Since the Netflix Prize, machine learning competitions have also had a reputation for delivering complicated models designed to squeeze out every last bit of signal from the data no matter the computing cost. To help competition hosts cut to the core of what makes a model effective, Kaggle not only asks winners to provide their winning model but to also provide a simplified model that is as performant as possible. So, Zillow actually worked to reproduce and benchmark two models from each team and that lead to some fascinating insight into the performance vs. computing trade-off dilemma. For Zillow Prize this was quite the eye-opener as the differences in computing time between Zensemble and next three teams was quite large for a relatively small gain in performance. The simplified solutions also proved to be very important.

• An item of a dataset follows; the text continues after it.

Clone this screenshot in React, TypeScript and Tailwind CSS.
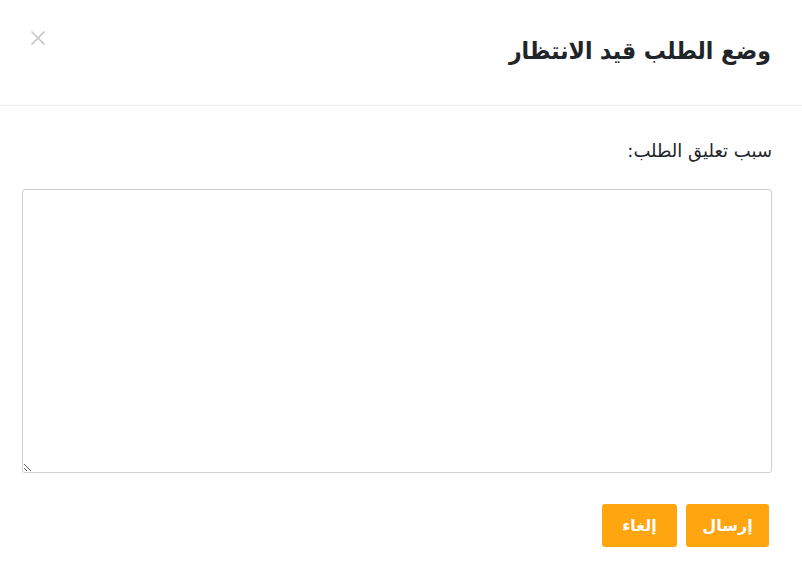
export default function App() {
  return (
    <div dir="rtl" className="w-[802px] h-[582px] bg-white font-['DejaVu_Sans',sans-serif] text-[#212529]">
      <div className="h-[106px] border-b border-[#ececec] flex items-center justify-between pr-[31px] pl-[28px]">
        <h2 className="text-[22px] font-bold leading-none -mt-[3px] scale-y-110">وضع الطلب قيد الانتظار</h2>
        <button className="self-start mt-[28px] text-[#c4c4c4]">
          <svg width="20" height="20" viewBox="0 0 20 20" fill="none" stroke="currentColor" strokeWidth="1.6">
            <path d="M3.5 3.5 L16.5 16.5 M16.5 3.5 L3.5 16.5" />
          </svg>
        </button>
      </div>
      <div className="pr-[30px] pl-[22px] pt-[36px]">
        <label className="block text-[18px] leading-none">سبب تعليق الطلب:</label>
        <textarea className="block mt-[29px] w-[750px] h-[284px] border border-[#cfcfcf] rounded-[3px] outline-none resize" />
        <div className="flex gap-[9px] mt-[31px] pr-[3px]">
          <button className="w-[83px] h-[43px] rounded-[3px] bg-[#ffa50f] text-white font-bold text-[16px]">إرسال</button>
          <button className="w-[75px] h-[43px] rounded-[3px] bg-[#ffa50f] text-white font-bold text-[16px]">إلغاء</button>
        </div>
      </div>
    </div>
  );
}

The simple models also showed us that we could get 99% of the improvements from the first round with a model that takes just over an hour to train! Not only were all the simplified models faster to train but they helped us (and the participants) better understand where real performance gains came from. One example, Jack found that an elaborate ensembling mechanism he was using was not necessary. In another case, team Juan Zhai even found that dropping a member from their ensemble that they had added in the last minute actually had hurt their performance. These simplified models also provided a lot of insight into what types of feature engineering were really effective. We will certainly be asking top teams in the final round of Zillow Prize to produce simplified versions of their models as part of receiving the prize money.
Asking Good Questions
My favorite part of the post-competition wrap-up came when we got an hour to chat with each of money winning teams about their solution. Kaggle refers to these video conferences as “Winners Calls” and I’m glad we saved them for last. By the time we had each winner call, we had already verified the solutions were fair and had been informally trading messages with the teams or a few weeks as we worked to reproduce their solutions. A few days before the call each team would send us a slide deck reviewing their solution for us to review. The Zestimate team would then review the deck and collect questions to ask the team when we got on the call. There were a few questions we asked of everyone regardless of the details of their solution. Probably the best of these was “What did you try out that didn’t work?” There were many interesting ideas that folks had tried that just didn’t pan out. One recurring theme we found with this question is that target based encoding in which you feed aggregates of the dependent variables (in this case Zestimate error) into your models as a feature was only good for overfitting your model. This validated some similar experiences our team at Zillow has had with this approach. We always had a lively Q&A session with the winners and I can’t wait for the next batch of calls a year from now!